Gather all lines from the material that contain "components".

DATASET EXCERPT:
Begin

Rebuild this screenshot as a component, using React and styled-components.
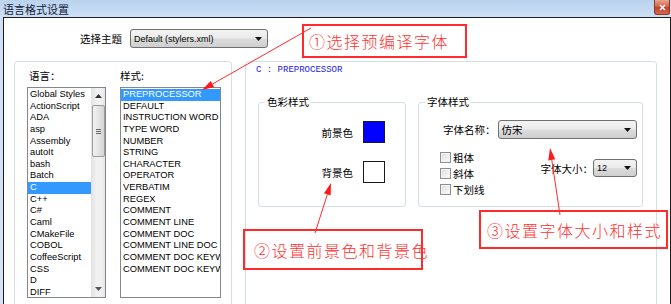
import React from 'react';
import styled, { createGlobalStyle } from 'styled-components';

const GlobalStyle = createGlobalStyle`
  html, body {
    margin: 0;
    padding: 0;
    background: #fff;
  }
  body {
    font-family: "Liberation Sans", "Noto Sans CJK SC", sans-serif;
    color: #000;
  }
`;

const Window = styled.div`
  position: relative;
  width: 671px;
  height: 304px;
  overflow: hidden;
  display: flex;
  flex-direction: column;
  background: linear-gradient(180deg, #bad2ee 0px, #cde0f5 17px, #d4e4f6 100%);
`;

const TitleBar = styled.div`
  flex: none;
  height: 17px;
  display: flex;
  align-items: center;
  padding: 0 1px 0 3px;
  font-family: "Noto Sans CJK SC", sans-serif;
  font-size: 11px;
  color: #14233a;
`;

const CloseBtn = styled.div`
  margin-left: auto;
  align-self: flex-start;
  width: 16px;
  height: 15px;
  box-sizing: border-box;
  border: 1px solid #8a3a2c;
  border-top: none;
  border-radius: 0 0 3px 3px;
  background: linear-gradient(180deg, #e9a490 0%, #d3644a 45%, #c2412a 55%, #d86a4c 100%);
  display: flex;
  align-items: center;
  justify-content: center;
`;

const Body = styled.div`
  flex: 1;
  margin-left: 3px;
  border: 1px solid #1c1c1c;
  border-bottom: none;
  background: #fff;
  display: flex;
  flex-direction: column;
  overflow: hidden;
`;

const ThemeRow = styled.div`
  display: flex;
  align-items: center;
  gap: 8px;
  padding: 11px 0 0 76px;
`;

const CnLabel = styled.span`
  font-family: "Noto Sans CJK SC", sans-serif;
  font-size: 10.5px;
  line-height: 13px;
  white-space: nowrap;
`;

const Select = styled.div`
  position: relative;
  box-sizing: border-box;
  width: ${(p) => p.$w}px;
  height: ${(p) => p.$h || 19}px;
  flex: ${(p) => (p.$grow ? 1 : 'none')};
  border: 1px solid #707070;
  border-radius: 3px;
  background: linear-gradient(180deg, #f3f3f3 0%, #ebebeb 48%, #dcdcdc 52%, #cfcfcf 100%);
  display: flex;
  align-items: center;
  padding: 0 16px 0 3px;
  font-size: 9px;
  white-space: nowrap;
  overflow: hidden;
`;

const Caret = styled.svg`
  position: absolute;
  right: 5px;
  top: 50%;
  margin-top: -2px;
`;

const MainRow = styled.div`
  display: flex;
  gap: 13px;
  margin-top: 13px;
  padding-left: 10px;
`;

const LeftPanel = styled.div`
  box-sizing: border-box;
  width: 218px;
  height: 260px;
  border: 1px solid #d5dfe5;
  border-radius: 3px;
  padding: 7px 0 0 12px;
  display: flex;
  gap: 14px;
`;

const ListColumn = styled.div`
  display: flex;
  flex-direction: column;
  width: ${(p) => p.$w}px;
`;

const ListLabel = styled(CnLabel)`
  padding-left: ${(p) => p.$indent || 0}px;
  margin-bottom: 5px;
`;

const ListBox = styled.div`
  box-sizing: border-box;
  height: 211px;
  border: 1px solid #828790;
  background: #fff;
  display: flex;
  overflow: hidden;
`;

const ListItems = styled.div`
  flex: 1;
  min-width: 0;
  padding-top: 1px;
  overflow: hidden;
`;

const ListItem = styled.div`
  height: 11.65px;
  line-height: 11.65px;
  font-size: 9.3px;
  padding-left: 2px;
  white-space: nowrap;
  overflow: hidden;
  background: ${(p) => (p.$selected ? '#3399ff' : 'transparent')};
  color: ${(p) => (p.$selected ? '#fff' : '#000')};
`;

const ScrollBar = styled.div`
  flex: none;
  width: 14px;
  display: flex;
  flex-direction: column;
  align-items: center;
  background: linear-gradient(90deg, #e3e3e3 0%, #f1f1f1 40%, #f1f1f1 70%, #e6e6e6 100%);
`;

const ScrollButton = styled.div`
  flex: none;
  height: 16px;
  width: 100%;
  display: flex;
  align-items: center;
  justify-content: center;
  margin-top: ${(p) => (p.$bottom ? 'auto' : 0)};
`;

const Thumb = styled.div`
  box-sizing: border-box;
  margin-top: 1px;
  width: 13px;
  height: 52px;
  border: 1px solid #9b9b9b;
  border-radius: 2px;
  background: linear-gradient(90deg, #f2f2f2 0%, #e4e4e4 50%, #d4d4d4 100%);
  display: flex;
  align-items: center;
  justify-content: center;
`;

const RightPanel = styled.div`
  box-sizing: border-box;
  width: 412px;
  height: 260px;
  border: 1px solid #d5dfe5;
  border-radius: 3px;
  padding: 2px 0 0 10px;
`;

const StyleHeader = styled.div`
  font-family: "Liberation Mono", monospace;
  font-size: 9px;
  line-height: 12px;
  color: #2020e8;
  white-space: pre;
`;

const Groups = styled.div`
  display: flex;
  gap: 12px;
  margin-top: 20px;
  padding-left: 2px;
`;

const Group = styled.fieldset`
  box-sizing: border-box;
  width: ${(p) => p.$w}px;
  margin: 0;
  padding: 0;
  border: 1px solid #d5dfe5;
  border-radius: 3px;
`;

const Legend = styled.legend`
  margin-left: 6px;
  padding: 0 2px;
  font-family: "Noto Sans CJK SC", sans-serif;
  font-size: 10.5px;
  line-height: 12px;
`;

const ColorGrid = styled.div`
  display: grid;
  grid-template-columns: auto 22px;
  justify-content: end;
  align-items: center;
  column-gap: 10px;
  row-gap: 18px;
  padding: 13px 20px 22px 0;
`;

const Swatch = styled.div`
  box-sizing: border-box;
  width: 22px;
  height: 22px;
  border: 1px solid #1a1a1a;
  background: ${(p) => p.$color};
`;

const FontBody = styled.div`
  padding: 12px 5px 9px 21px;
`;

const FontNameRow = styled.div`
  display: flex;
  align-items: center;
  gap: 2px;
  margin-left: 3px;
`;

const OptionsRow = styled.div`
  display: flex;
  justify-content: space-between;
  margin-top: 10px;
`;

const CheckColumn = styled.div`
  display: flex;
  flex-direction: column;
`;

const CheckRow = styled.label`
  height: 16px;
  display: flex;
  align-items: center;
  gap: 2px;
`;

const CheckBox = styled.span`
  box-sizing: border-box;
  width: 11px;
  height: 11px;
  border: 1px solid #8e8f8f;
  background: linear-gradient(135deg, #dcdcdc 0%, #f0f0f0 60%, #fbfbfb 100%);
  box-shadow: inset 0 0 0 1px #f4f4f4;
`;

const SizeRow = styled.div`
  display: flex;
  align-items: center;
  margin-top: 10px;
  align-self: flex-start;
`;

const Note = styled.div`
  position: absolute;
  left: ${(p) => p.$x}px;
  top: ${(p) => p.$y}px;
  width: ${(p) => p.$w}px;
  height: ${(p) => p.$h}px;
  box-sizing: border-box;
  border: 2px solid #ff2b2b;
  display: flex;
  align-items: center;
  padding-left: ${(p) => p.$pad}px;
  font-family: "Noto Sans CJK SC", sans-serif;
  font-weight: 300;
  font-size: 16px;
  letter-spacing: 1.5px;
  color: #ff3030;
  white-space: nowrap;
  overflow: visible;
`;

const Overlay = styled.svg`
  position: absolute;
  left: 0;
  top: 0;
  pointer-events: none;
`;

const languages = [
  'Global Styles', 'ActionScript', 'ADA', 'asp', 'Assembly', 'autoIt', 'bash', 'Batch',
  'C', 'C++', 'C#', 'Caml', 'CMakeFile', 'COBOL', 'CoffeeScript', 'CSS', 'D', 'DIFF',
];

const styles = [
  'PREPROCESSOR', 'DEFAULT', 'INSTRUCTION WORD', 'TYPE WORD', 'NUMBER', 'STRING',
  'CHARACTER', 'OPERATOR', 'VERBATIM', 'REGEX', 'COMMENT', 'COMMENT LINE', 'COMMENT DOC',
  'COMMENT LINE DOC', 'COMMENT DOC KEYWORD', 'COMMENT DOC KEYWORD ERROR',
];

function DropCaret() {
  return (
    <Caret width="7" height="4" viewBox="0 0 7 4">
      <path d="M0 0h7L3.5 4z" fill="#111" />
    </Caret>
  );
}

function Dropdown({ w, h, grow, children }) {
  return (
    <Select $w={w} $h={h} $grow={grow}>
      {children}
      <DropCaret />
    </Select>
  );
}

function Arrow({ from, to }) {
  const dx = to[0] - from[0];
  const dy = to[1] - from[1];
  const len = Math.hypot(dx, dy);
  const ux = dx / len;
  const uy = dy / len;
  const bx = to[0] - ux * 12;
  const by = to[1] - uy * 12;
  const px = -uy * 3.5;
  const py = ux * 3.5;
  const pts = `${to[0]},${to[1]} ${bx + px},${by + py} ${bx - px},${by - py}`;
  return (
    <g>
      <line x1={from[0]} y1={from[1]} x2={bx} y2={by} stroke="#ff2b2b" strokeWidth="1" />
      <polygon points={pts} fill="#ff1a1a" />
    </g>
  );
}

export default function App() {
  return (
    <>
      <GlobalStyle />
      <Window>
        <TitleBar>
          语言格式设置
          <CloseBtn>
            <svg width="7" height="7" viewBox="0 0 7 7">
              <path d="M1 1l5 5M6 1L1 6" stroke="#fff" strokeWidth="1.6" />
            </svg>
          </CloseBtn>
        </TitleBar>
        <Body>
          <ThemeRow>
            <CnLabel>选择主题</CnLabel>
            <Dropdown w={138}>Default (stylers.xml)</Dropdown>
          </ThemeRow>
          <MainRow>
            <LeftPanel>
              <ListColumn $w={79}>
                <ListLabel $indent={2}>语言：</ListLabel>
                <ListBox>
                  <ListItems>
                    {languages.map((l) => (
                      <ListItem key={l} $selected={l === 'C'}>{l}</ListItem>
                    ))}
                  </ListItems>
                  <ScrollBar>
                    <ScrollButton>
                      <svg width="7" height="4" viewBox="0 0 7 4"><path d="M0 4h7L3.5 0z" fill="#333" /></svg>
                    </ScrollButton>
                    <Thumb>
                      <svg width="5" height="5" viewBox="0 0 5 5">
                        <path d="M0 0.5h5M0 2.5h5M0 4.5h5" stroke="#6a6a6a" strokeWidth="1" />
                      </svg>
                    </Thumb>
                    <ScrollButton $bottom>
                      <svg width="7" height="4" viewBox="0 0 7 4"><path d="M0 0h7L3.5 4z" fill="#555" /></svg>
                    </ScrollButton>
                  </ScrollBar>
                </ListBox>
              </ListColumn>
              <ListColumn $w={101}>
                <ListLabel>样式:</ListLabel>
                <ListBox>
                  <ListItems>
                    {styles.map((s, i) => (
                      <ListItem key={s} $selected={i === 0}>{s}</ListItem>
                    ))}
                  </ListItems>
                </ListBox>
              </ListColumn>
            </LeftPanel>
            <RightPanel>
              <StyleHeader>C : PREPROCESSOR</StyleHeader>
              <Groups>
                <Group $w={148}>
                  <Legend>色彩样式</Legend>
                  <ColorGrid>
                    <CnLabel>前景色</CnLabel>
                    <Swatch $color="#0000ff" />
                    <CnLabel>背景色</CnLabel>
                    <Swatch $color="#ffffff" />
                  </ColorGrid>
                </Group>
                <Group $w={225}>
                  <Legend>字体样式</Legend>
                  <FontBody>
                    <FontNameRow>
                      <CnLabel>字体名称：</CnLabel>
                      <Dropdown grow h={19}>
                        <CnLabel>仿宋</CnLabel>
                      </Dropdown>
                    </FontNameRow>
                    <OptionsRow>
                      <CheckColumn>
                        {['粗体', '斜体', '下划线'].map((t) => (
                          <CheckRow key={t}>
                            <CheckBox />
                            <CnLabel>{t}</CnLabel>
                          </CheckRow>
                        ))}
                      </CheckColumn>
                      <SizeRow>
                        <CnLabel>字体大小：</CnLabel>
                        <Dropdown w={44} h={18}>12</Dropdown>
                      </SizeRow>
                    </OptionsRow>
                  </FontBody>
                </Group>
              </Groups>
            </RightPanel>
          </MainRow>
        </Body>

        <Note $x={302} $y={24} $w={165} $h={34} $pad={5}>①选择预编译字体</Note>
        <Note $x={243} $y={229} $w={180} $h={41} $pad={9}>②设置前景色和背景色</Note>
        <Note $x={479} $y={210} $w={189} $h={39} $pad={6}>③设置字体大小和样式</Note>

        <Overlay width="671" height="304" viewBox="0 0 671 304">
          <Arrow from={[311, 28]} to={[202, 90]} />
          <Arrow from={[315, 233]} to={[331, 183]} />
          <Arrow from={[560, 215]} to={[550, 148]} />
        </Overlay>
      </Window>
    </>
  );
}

End

RESPONSE BELOW:
Rebuild this screenshot as a component, using React and styled-components.
import styled, { createGlobalStyle } from 'styled-components';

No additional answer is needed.